- Key Visual
- バキ
- Genre: Martial Arts
- Created by: Keisuke Itagaki
- Based on: Baki by Keisuke Itagaki
- Written by: Tatsuhiko Urahata
- Directed by: Toshiki Hirano
- Music by: Kenji Fujisawa
- Country of origin: Japan
- Original language: Japanese
- No. of seasons: 2
- No. of episodes: 39

Production
- Producers: Kei Watahiki; Yuki Yokoi;
- Animators: TMS Entertainment; Double Eagle (#1–26);
- Production companies: TMS Entertainment; Baki Production Committee;

Original release
- Network: Netflix;
- Release: June 25, 2018 – June 4, 2020

Related
- Baki the Grappler; Baki Hanma;

= Baki (TV series) =

American war comedy-drama TV series (1972–1983)

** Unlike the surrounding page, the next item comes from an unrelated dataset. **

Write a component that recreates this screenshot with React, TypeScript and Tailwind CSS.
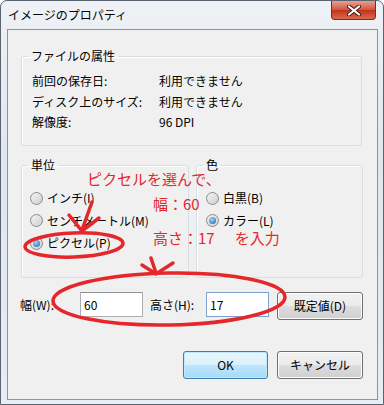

Baki is a 2018 original net animation series adapted from the manga of the same name written and illustrated by Keisuke Itagaki. It covers the second part of the Baki the Grappler manga and is directed by Toshiki Hirano at TMS Entertainment with character handled by Fujio Suzuki and scripts overseen by Tatsuhiko Urahata. It began streaming on Netflix on June 25, 2018, in Japan, and started streaming on December 18, 2018, outside Japan. The series then started airing on several Japanese television channels beginning with Tokyo MX on July 1. Its opening theme song is "Beastful" by Granrodeo and its ending theme "Resolve" is performed by Azusa Tadokoro with lyrics by Miho Karasawa. The first season focuses on five inmates who break out of prison from around the world and travel to Japan.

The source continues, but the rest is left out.